= YOUR GOAL =
Of the lines in this material, how many contain "index"? Answer with a single number only.
--------------------
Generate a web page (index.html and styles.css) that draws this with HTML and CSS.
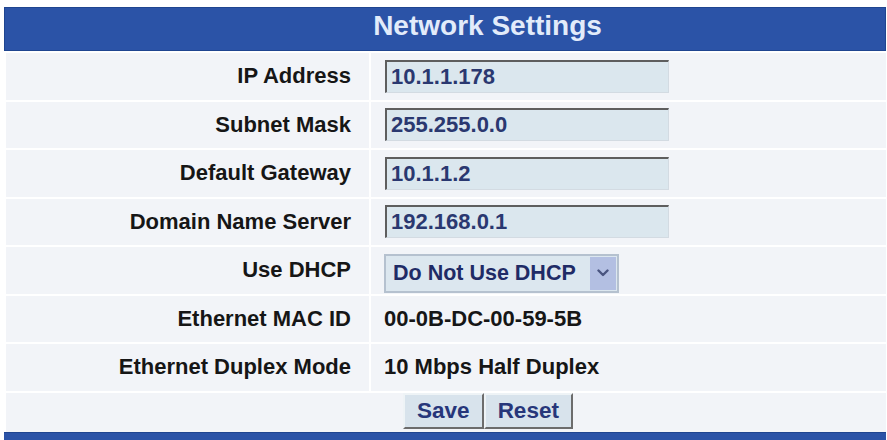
FILE: index.html
```html
<!DOCTYPE html>
<html>
<head>
<meta charset="utf-8">
<title>Network Settings</title>
<link rel="stylesheet" href="styles.css">
</head>
<body>
<div class="panel">
  <div class="title">Network Settings</div>
  <div class="rows">
    <div class="label">IP Address</div>
    <div class="value"><input class="field" type="text" value="10.1.1.178"></div>

    <div class="label">Subnet Mask</div>
    <div class="value"><input class="field" type="text" value="255.255.0.0"></div>

    <div class="label">Default Gateway</div>
    <div class="value"><input class="field" type="text" value="10.1.1.2"></div>

    <div class="label">Domain Name Server</div>
    <div class="value"><input class="field" type="text" value="192.168.0.1"></div>

    <div class="label">Use DHCP</div>
    <div class="value">
      <div class="select">
        <span class="select-text">Do Not Use DHCP</span>
        <span class="select-arrow">
          <svg width="12" height="8" viewBox="0 0 12 8"><path d="M1.5 1.5 L6 6 L10.5 1.5" fill="none" stroke="#4a5580" stroke-width="2.4" stroke-linecap="round" stroke-linejoin="round"/></svg>
        </span>
      </div>
    </div>

    <div class="label">Ethernet MAC ID</div>
    <div class="value">00-0B-DC-00-59-5B</div>

    <div class="label">Ethernet Duplex Mode</div>
    <div class="value">10 Mbps Half Duplex</div>

    <div class="actions">
      <button class="btn" type="button">Save</button><button class="btn" type="button">Reset</button>
    </div>
  </div>
  <div class="footer-bar"></div>
</div>
</body>
</html>
```

FILE: styles.css
```css
html, body {
  margin: 0;
  padding: 0;
  background: #ffffff;
}

body {
  font-family: "Liberation Sans", Arial, sans-serif;
  font-weight: bold;
  font-size: 22px;
  color: #161616;
}

.panel {
  margin: 7px 1px 0 4px;
  width: 882px;
}

.title {
  background: #2b53a7;
  border: 1px solid #1f4590;
  color: #e2ebfa;
  font-size: 28px;
  line-height: 35px;
  height: 35px;
  padding: 0 0 7px 85px;
  text-align: center;
}

.rows {
  display: grid;
  grid-template-columns: 363px 1fr;
  grid-template-rows: repeat(7, 46.5px) 39.5px;
  gap: 2px;
  margin: 2px 0 0 2px;
}

.label,
.value,
.actions {
  background: #f2f4f8;
  display: flex;
  align-items: center;
}

.label {
  justify-content: flex-end;
  padding-right: 18px;
  white-space: nowrap;
}

.value {
  padding-left: 13px;
  white-space: nowrap;
}

.field {
  box-sizing: border-box;
  width: 284px;
  height: 33px;
  margin: 0 0 0 1px;
  padding: 0 4px;
  border-top: 2px solid #5e5e5e;
  border-left: 2px solid #5e5e5e;
  border-right: 1px solid #d3dbe2;
  border-bottom: 1px solid #d3dbe2;
  background: #dbe7ee;
  color: #2a3870;
  font-family: inherit;
  font-weight: bold;
  font-size: 22px;
  outline: none;
}

.select {
  box-sizing: border-box;
  width: 235px;
  height: 39px;
  margin-top: 6px;
  border: 2px solid #b5c1cf;
  background: #dce7ef;
  display: flex;
  align-items: center;
  padding: 0 1px 0 7px;
  color: #1f2b66;
  font-size: 21.5px;
}

.select-arrow {
  margin-left: auto;
  width: 26px;
  height: 33px;
  background: #b3bfe2;
  display: flex;
  align-items: center;
  justify-content: center;
}

.actions {
  grid-column: 1 / -1;
  align-items: flex-start;
  justify-content: center;
  padding-left: 84px;
}

.btn {
  box-sizing: border-box;
  height: 36px;
  margin: 0;
  padding: 0 12px;
  background: #d8e3ec;
  border-style: solid;
  border-width: 2px;
  border-color: #eef3f6 #6c6c6c #6c6c6c #eef3f6;
  color: #27367a;
  font-family: inherit;
  font-weight: bold;
  font-size: 22.5px;
}

.footer-bar {
  height: 8px;
  background: #2b53a7;
  border-top: 1px solid #1f4590;
}
```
--------------------
= EXERCISE RESULT =
2